UFO論争

国会議員も、戦後生まれが主流を占めるようになると、色々自由な意見を言えるようになってきたらしい。

 その一つが、UFO論争である。そしてその発言者である石破防衛大臣は、真面目にUFOに対する備えを考える必要があるという趣旨の発言をしている。

 確かに、正体不明の宇宙人が日本に侵略を企てたときそれに対する法律の整備はどうするのかという議論は必要である。しかし、この議論まかり間違えば、どこまで備えをすればよいという限界を超えた議論になってしまう。
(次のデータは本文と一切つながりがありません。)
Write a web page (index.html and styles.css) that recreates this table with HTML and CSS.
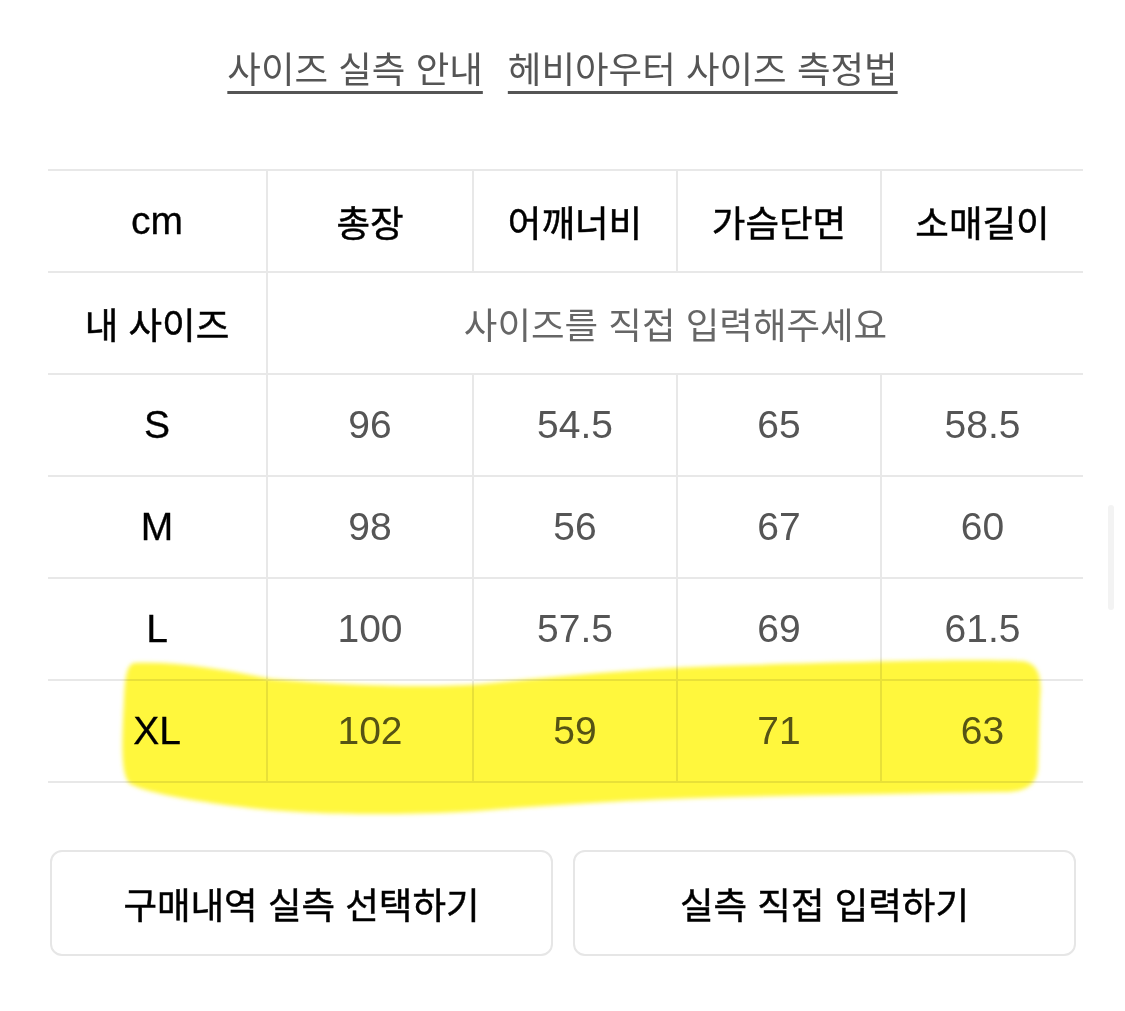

 何故ならUFOの装備、攻撃力が未知である。例えば、核爆弾が通用せず、相手の攻撃力が核爆弾を超える攻撃力を能力があれば、地球上のどの国の軍隊も通用しないのは明白だからである。

 しかし、この場合その想定する戦力は未知であるから、現代の技術力で最高のレベルで無ければならないことになる。

 それは、まさしくハリネズミの理論である。

 ハリネズミの脅威を知っている動物は、ハリネズミを攻撃しないが、ハリネズミの脅威を知らない、又は、ハリネズミの弱点を知っているなら簡単に食い殺されてしまう。
 ハリネズミのあの尖った針も相手を傷つけることなく、身内の攻撃或いは、ハリネズミの針の脅威を知っている動物のみが怖れるだけになる。

 最高の努力が必ずしも最高の方法にはなりえない。その針を装備することで相当な損失をこうむることも現実にはある。
 それでは、日本にとって最高の装備は何なのかという議論をまずしなければならないのではないか。いたずらに戦闘機を購入し、自衛隊員を準備し、更に軍艦を所有することが日本の平和の維持に役立つのかと議論である。

 更に、先頭に備えるためには、訓練が必要であり、訓練用に弾薬を用意し、いざという時のために装備を点検し、自衛隊員を教育する。すべて費用が発生し、周辺諸国に圧力を掛ける。そしてそれに反応して周辺諸国も装備を増強すれば、又いたずらに脅威を増強させるだけになる。

 UFO論議は、まず備えではなく、まず今の日本の軍事戦略を明らかにしなければならない。